Market actors have noted that the size of the pool of offshore RMB is a constraint, a source of liquidity concern for the offshore RMB hubs (except perhaps Hong Kong, China). The latest statement a few weeks ago in Shanghai from PRC officials was that the total pool of offshore RMB has grown to about RMB 1.5 trillion (about RMB 900 billion RMB in Hong Kong, China, and the rest mainly in London, Singapore and Taipei, China). However, the PRC maintains controls over the cross-border flow of RMB. Competition between the hubs on financial product innovation can go some way to helping to provide additional liquidity. As long as the various RMB hubs remain as segmented and discrete pools of RMB, rather than agglomerating into a globalized pool of offshore RMB—and the capital controls remain in place—then the liquidity concerns persist for many of the hubs.
A greater degree of coordination between the offshore hubs on clearing infrastructure and regulations—and with the PBOC—would help to facilitate the integration of the pools of offshore RMB into a larger global pool of RMB. It would also be helpful if the regulators could help steer the competition between the RMB hubs toward developing longer-term RMB-denominated investment products that can attract Asian pensions and other large-scale asset managers in need of long-duration products.

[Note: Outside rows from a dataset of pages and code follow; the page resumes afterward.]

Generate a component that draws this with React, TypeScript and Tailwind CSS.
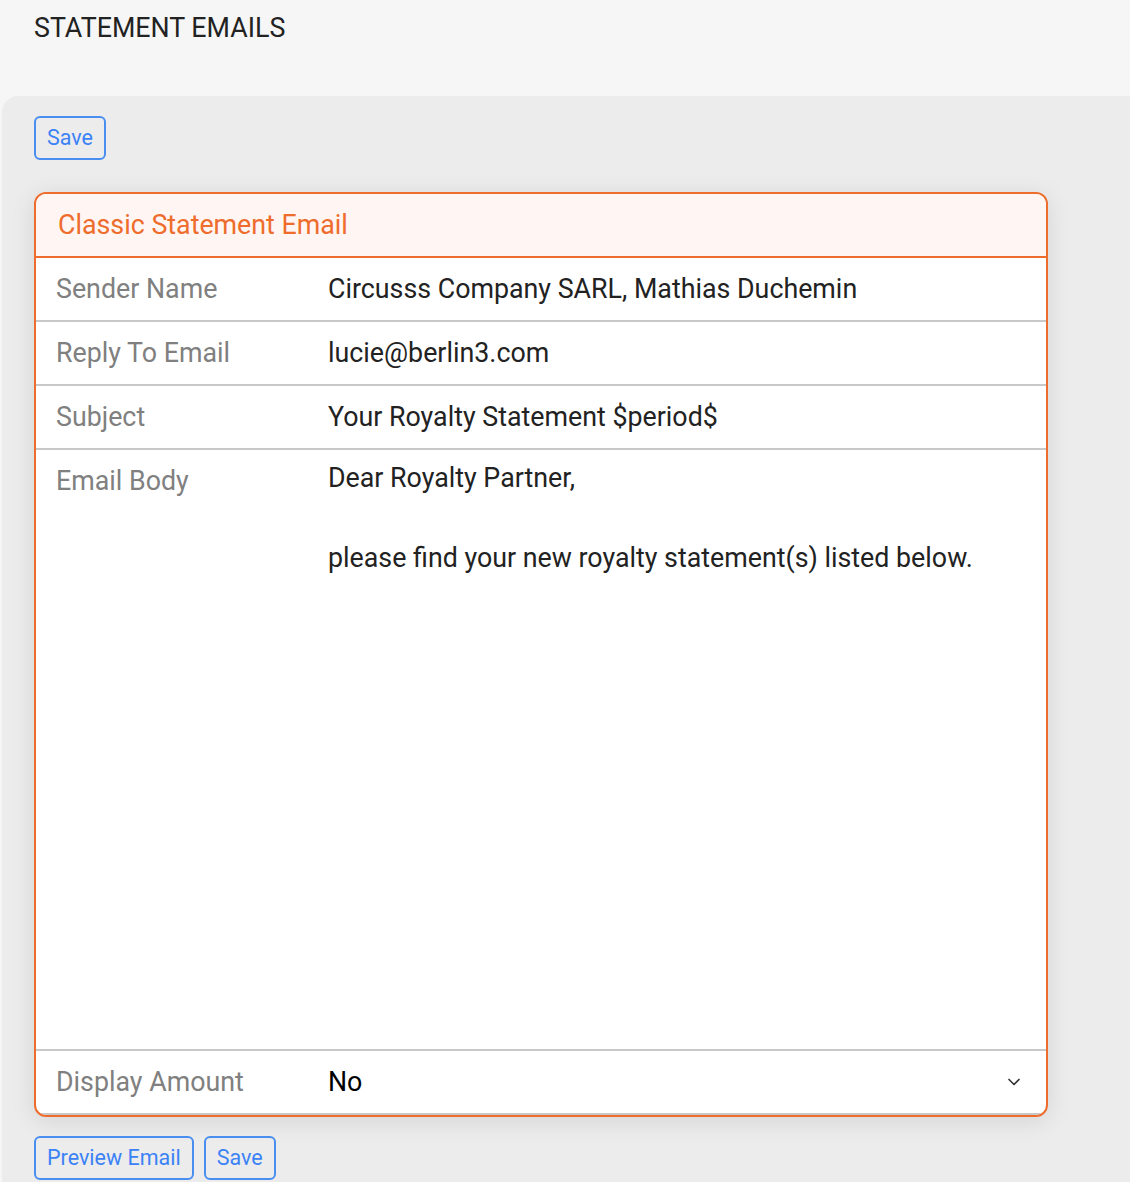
import React, { useState } from 'react';
import { ChevronDown } from 'lucide-react';

interface FieldRow {
  label: string;
  value: string;
}

const rows: FieldRow[] = [
  { label: 'Sender Name', value: 'Circusss Company SARL, Mathias Duchemin' },
  { label: 'Reply To Email', value: 'lucie@berlin3.com' },
  { label: 'Subject', value: 'Your Royalty Statement $period$' },
];

function OutlineButton({ children }: { children: React.ReactNode }) {
  return (
    <button
      type="button"
      className="h-[44px] px-[11px] border-2 border-[#4a8ef0] rounded-[6px] text-[21.5px] leading-none text-[#3b82f6] bg-transparent"
    >
      {children}
    </button>
  );
}

export default function App() {
  const [body, setBody] = useState(
    'Dear Royalty Partner,\n\nplease find your new royalty statement(s) listed below.'
  );
  const [displayAmount, setDisplayAmount] = useState('No');

  return (
    <div className="min-h-[1182px] bg-[#f6f6f6] font-['Roboto',sans-serif] flex flex-col">
      <div className="h-[96px] px-[34px] pt-[11px]">
        <h1 className="text-[26.8px] leading-[34px] text-[#222222] font-normal">STATEMENT EMAILS</h1>
      </div>

      <div className="flex-1 ml-[2px] bg-[#ececec] rounded-tl-[16px] pl-[32px] pt-[20px] pb-[2px]">
        <OutlineButton>Save</OutlineButton>

        <div className="mt-[32px] w-[1014px] border-2 border-[#ee6c2c] rounded-[12px] overflow-hidden bg-white shadow-[0_4px_24px_rgba(0,0,0,0.10)]">
          <div className="h-[64px] bg-[#fff5f2] border-b-2 border-[#ee6c2c] flex items-center px-[22px]">
            <h2 className="text-[26.8px] text-[#ee6c2c] font-normal">Classic Statement Email</h2>
          </div>

          {rows.map((row) => (
            <div key={row.label} className="h-[64px] border-b-2 border-[#c8c8c8] flex items-center">
              <div className="w-[292px] pl-[20px] text-[26.8px] text-[#808080]">{row.label}</div>
              <div className="flex-1 text-[26.8px] text-[#222222]">{row.value}</div>
            </div>
          ))}

          <div className="h-[601px] border-b-2 border-[#c8c8c8] flex">
            <div className="w-[292px] pl-[20px] pt-[11px] text-[26.8px] leading-[40px] text-[#808080]">Email Body</div>
            <textarea
              value={body}
              onChange={(e) => setBody(e.target.value)}
              className="flex-1 pt-[8px] pr-[20px] text-[26.8px] leading-[40px] text-[#222222] resize-none outline-none bg-transparent font-['Roboto',sans-serif]"
            />
          </div>

          <div className="h-[64px] border-b-2 border-[#c8c8c8] flex items-center relative">
            <div className="w-[292px] pl-[20px] text-[26.8px] text-[#808080]">Display Amount</div>
            <select
              value={displayAmount}
              onChange={(e) => setDisplayAmount(e.target.value)}
              className="flex-1 h-full appearance-none bg-transparent text-[26.8px] text-black outline-none font-['Roboto',sans-serif]"
            >
              <option value="No">No</option>
              <option value="Yes">Yes</option>
            </select>
            <ChevronDown className="absolute right-[22px] top-[21px] w-[20px] h-[20px] text-[#333333] pointer-events-none" strokeWidth={2} />
          </div>
        </div>

        <div className="mt-[19px] flex gap-[10px]">
          <OutlineButton>Preview Email</OutlineButton>
          <OutlineButton>Save</OutlineButton>
        </div>
      </div>
    </div>
  );
}
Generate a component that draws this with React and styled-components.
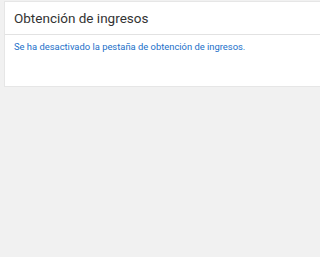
import React from 'react';
import styled, { createGlobalStyle } from 'styled-components';

const Global = createGlobalStyle`
  html, body {
    margin: 0;
    padding: 0;
    background: #f1f1f1;
    font-family: Roboto, "Liberation Sans", sans-serif;
  }
`;

const Page = styled.div`
  padding: 1px 0 0 4px;
  min-height: 257px;
  box-sizing: border-box;
`;

const Card = styled.section`
  background: #fff;
  border: 1px solid #e6e6e6;
  border-right: none;
  height: 86px;
  box-sizing: border-box;
`;

const Header = styled.div`
  height: 32px;
  padding: 0 9px;
  display: flex;
  align-items: center;
  border-bottom: 1px solid #e2e2e2;
  font-size: 13.5px;
  color: #333;
`;

const Body = styled.div`
  padding: 6px 9px;
  font-size: 9.4px;
  color: #1a6fc9;
`;

export default function App() {
  return (
    <Page>
      <Global />
      <Card>
        <Header>Obtención de ingresos</Header>
        <Body>Se ha desactivado la pestaña de obtención de ingresos.</Body>
      </Card>
    </Page>
  );
}
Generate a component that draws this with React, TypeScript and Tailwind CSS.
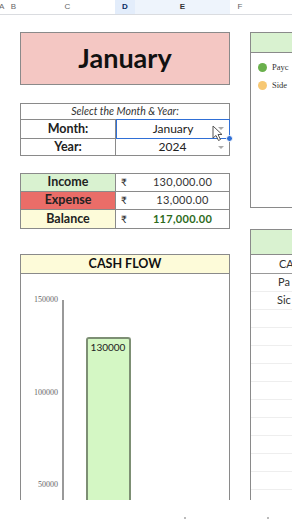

To the degree that we see significant advances in RMB transactions in London, Frankfurt, and Seoul—including the growth of a secondary market—and the continued growth of Singapore, Taipei, China, and other European financial centres and, of course, Hong Kong, China, as RMB platforms, then we are really talking about the globalizing of the RMB, in the sense that the geography of offshore and onshore RMB transactions are becoming increasingly global in scope, rather than merely cross-border (internationalized), or confined to the Asian region alone (regionalized).